On day two, I demonstrated Final Cut Express and how to capture video from camera to computer.  Out of six journalists, three received the new flash drive based Canon HF-10 video camera. Two others had standard def. Sony SR-200 hard drive cameras and one photographer inherited my prized Sony HVR-Z1U.

Come capture time, I was a little nervous. Other than some quick tests, I hadn’t really given the Canon HF-10’s a real field test. The moment of truth came when the three cameras were connected to the laptops through Final Cut’s new Log and Transfer feature.  Two of the three camera’s video clips showed up in the clip pane immediately. The third camera crashed Final Cut. A quick look at the computer found the reporter had a half-dozen other programs open at the same time. After a restart, all was well.

The workflow with the HF-10 is really simple. Just after Log and Transfer is opened, all the video clips on the camera’s flash drive show up quickly in a window. In order for Final Cut Express to be able to read and edit these files, it needs to transcode them from AVCHD into something it can read and edit. In this case, it is Apple’s Intermediate codec (Final Cut Pro 6 uses the better ProRes 422 codec.)

The transferred files are large, but with today’s massive hard drives and fast processors, it really isn’t a problem. With my old Log and Capture workflow, I would bring in all my video as one large clip, then break it up once it was in Final Cut. Instead, Log and Transfer allows you to scrub each video clip quickly, setting  in and out points of only what you need. After giving the clip a descriptive label, you drag it to the transfer window.  While that clip is converting, you start on the next. By the time you are ready to start editing, you will have reviewed everything you had shot and the clips will waiting for you already be labeled in the browser.

I think this is a much faster workflow then spending countless minutes scrubbing through unlabeled clips. Editing is faster because you don’t have a bunch of crap video to wade through. The three reporters who shot with the Canon HF-10s were all pleased with the camera and workflow. The HD video is stunning compared with standard def. and the camera handled low light amazingly well.

Part of their final assignment was to shoot an interview using their new Sennheiser G-2 wireless mic. All came back with stellar audio. Editing time was about four hours for about a minute and half of edited video. Not bad for the first time editing in Final Cut. Music reporter Som Jordan shot and edited this piece, which is now posted on The Spokesman-Review’s website. Business reporter, Parker Howell shot this video that was a companion to a story he wrote. Howell already had some experience with Final Cut so he cranked out this video quickly.

At the end of the day I gave a final critique of the finished projects. I was pleased by what I saw. Many used techniques that took me a year to finally grasp. I kept my feedback positive. One of the last projects I critiqued was by photojournalist Rajah Bose on Mutton Bustin’ at the county fair. You could tell a photographer shot this video. The visuals stood out from the rest of the stories.  I was really impressed, considering this was only the second video Bose had ever edited in Final Cut.
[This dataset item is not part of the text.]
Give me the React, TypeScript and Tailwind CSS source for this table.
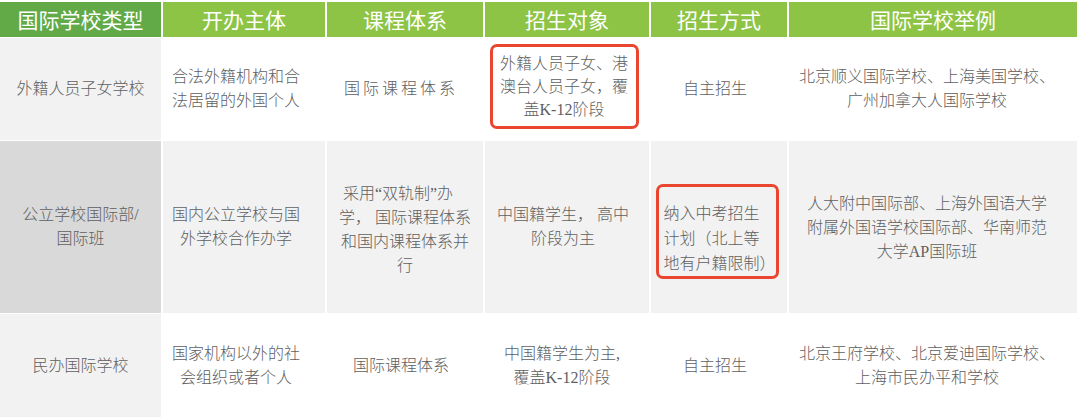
import type { ReactNode } from "react";

const body = "font-['Liberation_Serif','Noto_Sans_CJK_SC',serif] font-light text-[#606060]";

const heads = [
  "国际学校类型",
  "开办主体",
  "课程体系",
  "招生对象",
  "招生方式",
  "国际学校举例",
];

function Cell({ className, children }: { className?: string; children: ReactNode }) {
  return (
    <div className={`flex items-center justify-center text-center text-[16px] leading-[24px] ${body} ${className ?? ""}`}>
      {children}
    </div>
  );
}

function RedBox({ className, children }: { className?: string; children: ReactNode }) {
  return (
    <div className={`rounded-[7px] border-[3px] border-[#e9452f] ${className ?? ""}`}>{children}</div>
  );
}

export default function App() {
  return (
    <div className="h-[417px] w-[1080px] overflow-hidden bg-white pt-[2px]">
      <div className="grid w-[1077px] grid-cols-[161px_162px_156px_164px_136px_288px] grid-rows-[35px_102px_172px_104px] gap-x-[2px] gap-y-[1px]">
        {heads.map((h, i) => (
          <div
            key={h}
            className={`flex items-center justify-center font-['Noto_Sans_CJK_SC',sans-serif] text-[21px] text-white ${
              i === 0 ? "bg-[#62aa47]" : "bg-[#8dc445]"
            }`}
          >
            {h}
          </div>
        ))}

        {/* row 1 */}
        <Cell className="bg-[#f2f2f2] text-[15px]">外籍人员子女学校</Cell>
        <Cell className="bg-white pr-4">
          合法外籍机构和合
          <br />
          法居留的外国个人
        </Cell>
        <Cell className="bg-white pr-2 tracking-[3px]">国际课程体系</Cell>
        <Cell className="bg-white pb-[6px] pr-[6px]">
          <RedBox className="w-[149px] py-[5px] leading-[23px]">
            外籍人员子女、港
            <br />
            澳台人员子女，覆
            <br />
            盖K-12阶段
          </RedBox>
        </Cell>
        <Cell className="bg-white pr-2">自主招生</Cell>
        <Cell className="bg-white pr-3">
          北京顺义国际学校、上海美国学校、
          <br />
          广州加拿大人国际学校
        </Cell>

        {/* row 2 */}
        <Cell className="bg-[#d9d9d9] text-[15px]">
          公立学校国际部/
          <br />
          国际班
        </Cell>
        <Cell className="bg-[#f2f2f2] pr-4">
          国内公立学校与国
          <br />
          外学校合作办学
        </Cell>
        <Cell className="bg-[#f2f2f2] pt-[6px] leading-[23px]">
          <div>
            <div className="pr-[14px]">采用“双轨制”办</div>
            <div>学， 国际课程体系</div>
            <div>和国内课程体系并</div>
            <div>行</div>
          </div>
        </Cell>
        <Cell className="bg-[#f2f2f2] pr-[8px] leading-[23px]">
          中国籍学生， 高中
          <br />
          阶段为主
        </Cell>
        <Cell className="bg-[#f2f2f2] pt-[9px] pr-[4px]">
          <RedBox className="w-[123px] px-[5px] pt-[14px] text-left leading-[25px]">
            纳入中考招生
            <br />
            计划（北上等
            <br />
            地有户籍限制）
          </RedBox>
        </Cell>
        <Cell className="bg-[#f2f2f2] pt-[2px] pr-3 leading-[23px]">
          人大附中国际部、上海外国语大学
          <br />
          附属外国语学校国际部、华南师范
          <br />
          大学AP国际班
        </Cell>

        {/* row 3 */}
        <Cell className="bg-[#f2f2f2] text-[15px]">民办国际学校</Cell>
        <Cell className="bg-white pr-4">
          国家机构以外的社
          <br />
          会组织或者个人
        </Cell>
        <Cell className="bg-white pr-2">国际课程体系</Cell>
        <Cell className="bg-white pr-[10px]">
          中国籍学生为主,
          <br />
          覆盖K-12阶段
        </Cell>
        <Cell className="bg-white pr-2">自主招生</Cell>
        <Cell className="bg-white pr-3">
          北京王府学校、北京爱迪国际学校、
          <br />
          上海市民办平和学校
        </Cell>
      </div>
    </div>
  );
}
My plan is get together every so often and hold critique sessions of videos these new VJ’s produce. I will also do more advanced training in Final Cut during some brown bag sessions. They all will have a hill to climb. There is so much I was not able to teach in such a short amount of time–but will get there together.

On the other end of video experience spectrum in our newsroom, my co-worker Dan Pelle today shot edited this incredible visual story on ultralight trike aircraft. It has excellent sequencing and each clip is framed like it was shot with a still camera. This is definitely not the Spokesman-Review newsroom of a just few years ago.

A new crop of video journalists await

Right now my office looks like a camera store warehouse. Boxes of Canon HF-10 video cameras, Sennheiser wireless kits and shotgun mics will soon be deployed into The Spokesman-Review newsroom.  Next week, seven S-R journalists will attend a two-day in-house video workshop where I will teach the basics of shooting and editing video.

Each journalist has been assigned a MacBook Pro loaded with Final Cut Express software. Their newsroom roles are diverse–a breaking news mobile journalist, a music culture writer, two business reporters, a sports reporter, a photojournalist and our state legislative reporter.

Two days. That is the amount of time I have to share what has taken me four years to learn. The reality is that what I teach in this short workshop is only the framework of what these innovative journalists will need to learn. The heavy lifting will have to come from them as they learn to master the fundamentals over time.

One of the things I’ve discovered from other video workshops I’ve taught, is the less technical I get, the better students are able to grasp the fundamentals.  Spending a week watching Final Cut demos is not an effective way to teach video editing. The more hands-on training a student has, the faster they will learn.

After the workshop, my plan is to be a coach until each new video producer feels comfortable enough to fly solo. I will give constructive criticism and editing help on each video they produce. Truth is, most of these first productions will probably suck. I’m ok with that—and so should they. Video storytelling is tough, especially for word-oriented people. But with time and feedback they will get better, their editing will become faster and their storytelling confidence will grow.

These seven journalists were chosen because each has shown a willingness to adapt to change professionally. As our website grows in importance, their videos will help enhance Spokesman.com’s content in way words and pictures cannot do alone.